The bar charts illustrate what graduate and postgraduate students did(part-time work, voluntary work, Further study and unemployment) after leaving college in 2008 who did not undergo full-time work in the UK.
Overall, the number of graduate students was higher than postgraduate students who excluding full-time work. Moreover, both graduate and postgraduate students who did further study were higher than others destination, whereas went to voluntary work was fewer.
With regards to graduates, 29,665 students did further study which was higher than the rest of the other three destinations. On the other hand, the fewest number ( 3.500)of total students kept them as volunteers. The number of students who were involved in part-time work and became unemployed was averagely same, 17,735 and 16,235 respectively.
In terms of postgraduates, the number of students for part-time work and further study was approximately the same ( 2,535 and 2,725 respectively) which was almost 9th time higher than voluntary work( 345). Moreover, the number of unemployed postgraduate students was 1,625.
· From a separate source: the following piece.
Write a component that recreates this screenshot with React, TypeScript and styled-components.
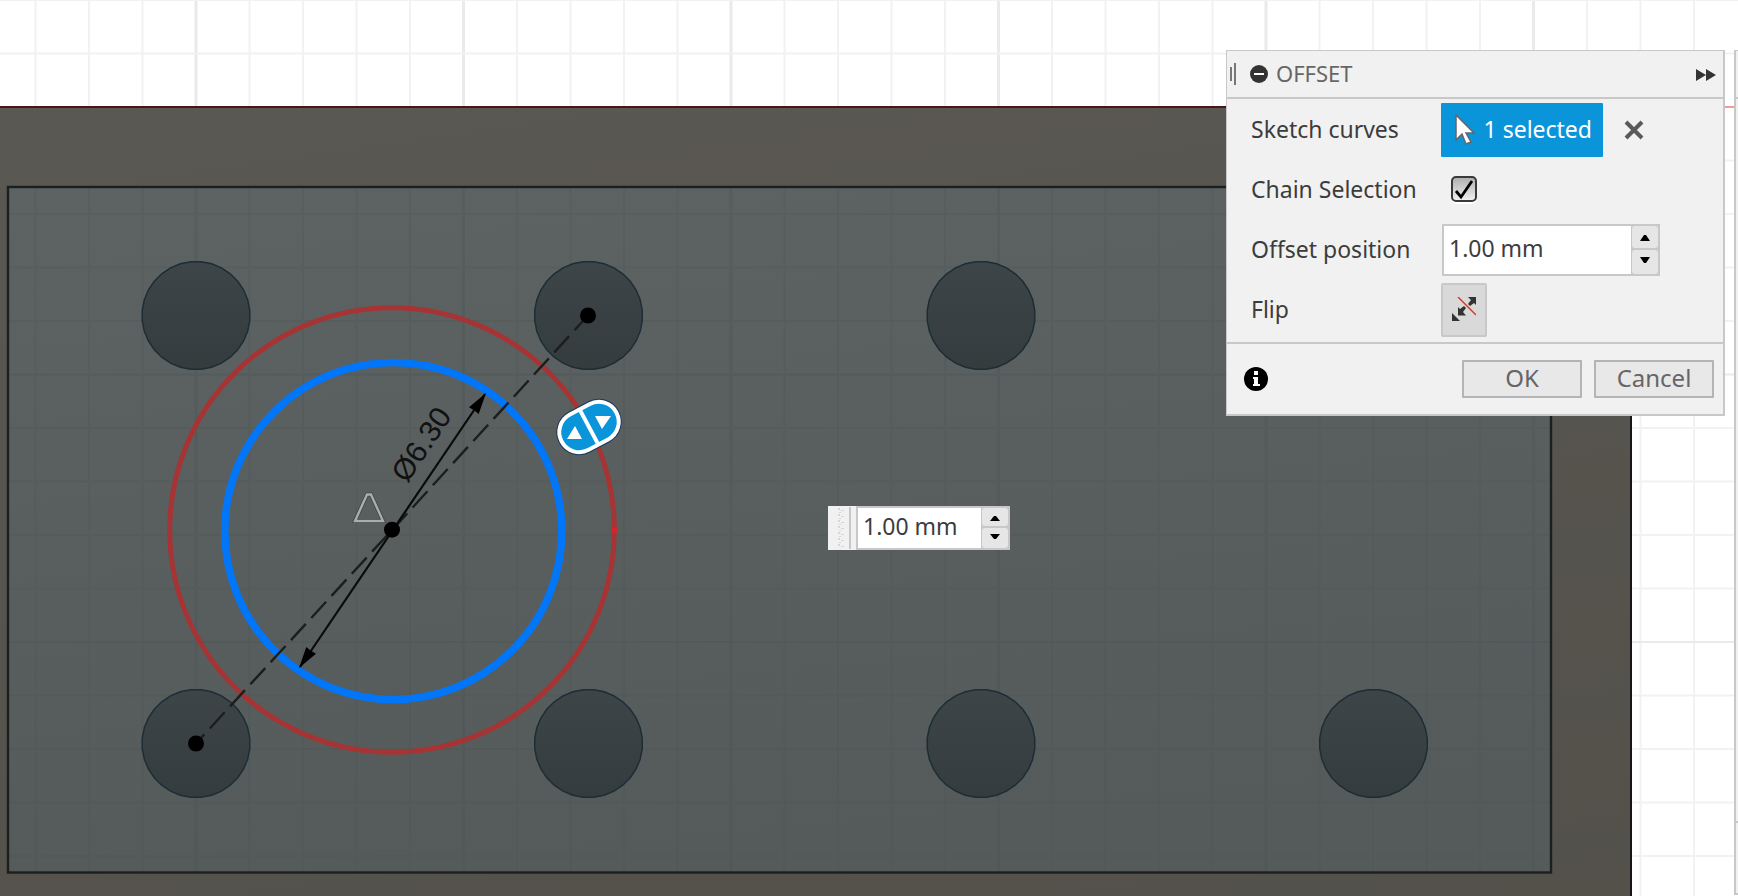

The chart Below demonstrate the data regarding the engagement of students after completing the graduation and post graduation in different categories of work in the year of 2008.
To begin with, it is very noticeable that the students those took part in receiving higher-education is the biggest and part time worker represent thr smallest number respectively 29,665 and 3500. Similarity is evident regarding number of students as part time worker and those who remained without having any job amount to respectively 17,735 and 16,235.
Simultaneously, close proximity is found as the students who opt to receive higher education Between students of graduation and post graduation. Unpaid worker are number of minimal number which is 345.
Sorry for the late reply. You really need to write an overview to summarize the 2 or 3 most important features of the charts. See the second paragraph of the sample essay.